Supplied material
** BEGIN **

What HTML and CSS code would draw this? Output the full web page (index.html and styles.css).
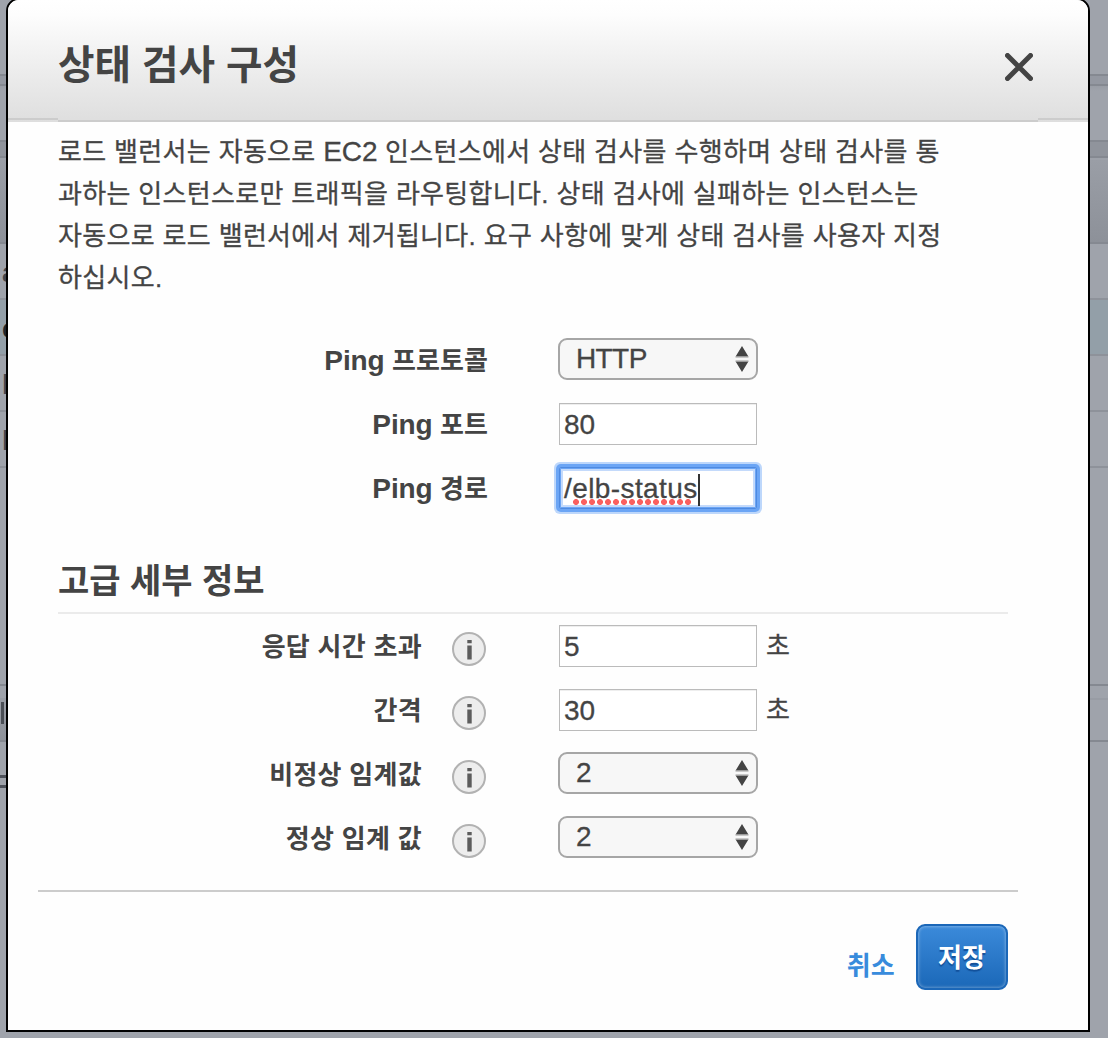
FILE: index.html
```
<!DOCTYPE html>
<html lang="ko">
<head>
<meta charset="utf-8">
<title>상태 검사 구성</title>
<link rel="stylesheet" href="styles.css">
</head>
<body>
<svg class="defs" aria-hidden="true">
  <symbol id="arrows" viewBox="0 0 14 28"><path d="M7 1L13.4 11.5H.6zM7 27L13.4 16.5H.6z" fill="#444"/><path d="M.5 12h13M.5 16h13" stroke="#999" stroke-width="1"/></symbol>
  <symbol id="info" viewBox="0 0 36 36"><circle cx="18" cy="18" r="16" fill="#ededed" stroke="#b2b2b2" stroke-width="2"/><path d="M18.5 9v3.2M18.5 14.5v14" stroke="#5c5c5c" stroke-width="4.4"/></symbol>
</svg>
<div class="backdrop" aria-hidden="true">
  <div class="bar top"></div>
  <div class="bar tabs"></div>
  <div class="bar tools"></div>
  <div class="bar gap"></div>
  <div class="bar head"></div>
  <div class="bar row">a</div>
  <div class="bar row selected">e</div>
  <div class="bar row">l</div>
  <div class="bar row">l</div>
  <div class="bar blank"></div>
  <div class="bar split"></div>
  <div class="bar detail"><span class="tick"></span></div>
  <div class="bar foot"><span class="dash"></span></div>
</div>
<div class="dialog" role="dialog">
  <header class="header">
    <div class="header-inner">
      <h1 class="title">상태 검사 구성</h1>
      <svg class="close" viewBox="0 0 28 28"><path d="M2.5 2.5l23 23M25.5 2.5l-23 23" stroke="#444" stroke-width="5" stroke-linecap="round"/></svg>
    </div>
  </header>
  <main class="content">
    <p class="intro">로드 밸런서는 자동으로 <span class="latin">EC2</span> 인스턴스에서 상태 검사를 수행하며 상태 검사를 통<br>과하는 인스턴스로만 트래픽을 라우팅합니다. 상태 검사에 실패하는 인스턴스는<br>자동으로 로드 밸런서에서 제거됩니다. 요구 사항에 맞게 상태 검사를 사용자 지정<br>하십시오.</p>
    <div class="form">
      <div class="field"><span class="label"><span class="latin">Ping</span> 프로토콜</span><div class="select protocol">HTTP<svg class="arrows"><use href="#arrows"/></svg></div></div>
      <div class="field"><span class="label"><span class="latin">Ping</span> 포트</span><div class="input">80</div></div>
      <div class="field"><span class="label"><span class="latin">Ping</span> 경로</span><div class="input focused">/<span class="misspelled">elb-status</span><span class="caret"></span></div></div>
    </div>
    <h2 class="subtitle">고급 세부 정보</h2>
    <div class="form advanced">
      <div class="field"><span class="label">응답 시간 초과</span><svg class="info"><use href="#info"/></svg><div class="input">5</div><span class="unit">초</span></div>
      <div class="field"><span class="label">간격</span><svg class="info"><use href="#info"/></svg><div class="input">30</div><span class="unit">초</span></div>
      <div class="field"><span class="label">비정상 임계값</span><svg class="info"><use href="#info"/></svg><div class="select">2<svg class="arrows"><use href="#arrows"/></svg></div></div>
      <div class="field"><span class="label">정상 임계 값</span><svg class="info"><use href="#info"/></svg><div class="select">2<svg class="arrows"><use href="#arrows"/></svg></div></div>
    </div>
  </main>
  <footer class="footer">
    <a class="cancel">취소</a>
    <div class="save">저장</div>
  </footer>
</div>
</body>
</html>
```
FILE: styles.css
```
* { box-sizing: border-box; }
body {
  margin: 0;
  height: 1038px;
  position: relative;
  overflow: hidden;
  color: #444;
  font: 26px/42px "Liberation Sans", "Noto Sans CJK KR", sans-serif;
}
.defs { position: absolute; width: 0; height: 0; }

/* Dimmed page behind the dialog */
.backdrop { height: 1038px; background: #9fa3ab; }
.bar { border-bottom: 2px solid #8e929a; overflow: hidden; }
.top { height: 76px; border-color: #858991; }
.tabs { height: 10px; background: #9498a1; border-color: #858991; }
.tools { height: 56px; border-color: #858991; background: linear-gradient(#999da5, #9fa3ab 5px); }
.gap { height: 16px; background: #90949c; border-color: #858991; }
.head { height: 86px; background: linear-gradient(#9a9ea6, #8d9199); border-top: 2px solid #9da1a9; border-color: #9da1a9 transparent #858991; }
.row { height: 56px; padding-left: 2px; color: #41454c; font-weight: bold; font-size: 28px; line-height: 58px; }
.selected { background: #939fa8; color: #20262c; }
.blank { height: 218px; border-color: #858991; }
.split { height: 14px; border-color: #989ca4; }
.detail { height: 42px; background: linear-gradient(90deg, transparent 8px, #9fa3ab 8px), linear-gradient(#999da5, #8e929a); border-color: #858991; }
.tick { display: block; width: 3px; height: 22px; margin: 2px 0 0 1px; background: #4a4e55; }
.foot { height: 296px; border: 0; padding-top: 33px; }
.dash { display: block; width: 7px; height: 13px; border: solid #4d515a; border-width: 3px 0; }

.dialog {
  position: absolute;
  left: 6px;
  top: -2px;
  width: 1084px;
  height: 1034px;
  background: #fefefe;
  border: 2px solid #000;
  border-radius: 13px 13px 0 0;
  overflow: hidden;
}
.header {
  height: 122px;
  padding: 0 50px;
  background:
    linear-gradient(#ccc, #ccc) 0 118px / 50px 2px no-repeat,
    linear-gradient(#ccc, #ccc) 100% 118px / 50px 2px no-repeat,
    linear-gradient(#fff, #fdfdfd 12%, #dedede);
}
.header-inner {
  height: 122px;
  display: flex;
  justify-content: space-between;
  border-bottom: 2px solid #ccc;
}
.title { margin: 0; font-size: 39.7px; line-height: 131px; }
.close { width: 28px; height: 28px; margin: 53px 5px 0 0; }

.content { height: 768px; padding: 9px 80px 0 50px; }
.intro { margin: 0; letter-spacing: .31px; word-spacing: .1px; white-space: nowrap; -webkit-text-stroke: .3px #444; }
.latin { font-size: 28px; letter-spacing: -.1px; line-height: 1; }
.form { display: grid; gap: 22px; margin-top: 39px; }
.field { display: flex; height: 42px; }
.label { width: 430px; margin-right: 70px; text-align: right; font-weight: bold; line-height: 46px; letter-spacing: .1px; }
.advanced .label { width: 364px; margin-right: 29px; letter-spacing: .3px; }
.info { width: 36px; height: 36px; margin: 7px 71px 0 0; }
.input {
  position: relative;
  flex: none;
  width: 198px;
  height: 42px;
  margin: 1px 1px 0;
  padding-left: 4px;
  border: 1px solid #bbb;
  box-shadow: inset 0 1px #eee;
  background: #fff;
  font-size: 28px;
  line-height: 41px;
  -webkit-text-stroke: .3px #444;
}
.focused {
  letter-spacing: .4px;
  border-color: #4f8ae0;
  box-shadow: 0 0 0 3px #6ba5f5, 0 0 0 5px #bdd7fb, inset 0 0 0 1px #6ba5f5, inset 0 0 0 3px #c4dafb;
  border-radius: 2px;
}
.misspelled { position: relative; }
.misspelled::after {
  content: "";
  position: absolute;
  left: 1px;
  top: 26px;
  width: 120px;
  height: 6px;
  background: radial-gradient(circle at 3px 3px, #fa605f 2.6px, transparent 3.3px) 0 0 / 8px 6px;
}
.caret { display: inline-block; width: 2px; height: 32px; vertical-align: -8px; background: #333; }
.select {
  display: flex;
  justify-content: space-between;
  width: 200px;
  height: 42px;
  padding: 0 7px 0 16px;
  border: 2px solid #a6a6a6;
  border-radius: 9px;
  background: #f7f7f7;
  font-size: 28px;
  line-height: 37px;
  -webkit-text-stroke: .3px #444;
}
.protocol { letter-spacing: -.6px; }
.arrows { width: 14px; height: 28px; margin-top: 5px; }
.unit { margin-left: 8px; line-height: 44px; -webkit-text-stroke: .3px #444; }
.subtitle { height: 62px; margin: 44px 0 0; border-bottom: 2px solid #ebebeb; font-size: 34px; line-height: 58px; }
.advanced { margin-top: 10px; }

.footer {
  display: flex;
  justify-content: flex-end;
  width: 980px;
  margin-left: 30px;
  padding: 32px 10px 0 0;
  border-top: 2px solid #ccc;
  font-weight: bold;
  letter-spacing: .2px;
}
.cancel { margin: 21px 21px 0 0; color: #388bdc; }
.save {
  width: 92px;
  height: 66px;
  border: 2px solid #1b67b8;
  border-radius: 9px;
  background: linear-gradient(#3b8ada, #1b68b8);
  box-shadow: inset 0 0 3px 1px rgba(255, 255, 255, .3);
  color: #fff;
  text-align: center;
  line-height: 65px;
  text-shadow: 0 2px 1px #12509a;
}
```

** END **

Objective
Examine the data above and state how many of its lines contain the word "index", with no further remarks.

Result for this exercise
2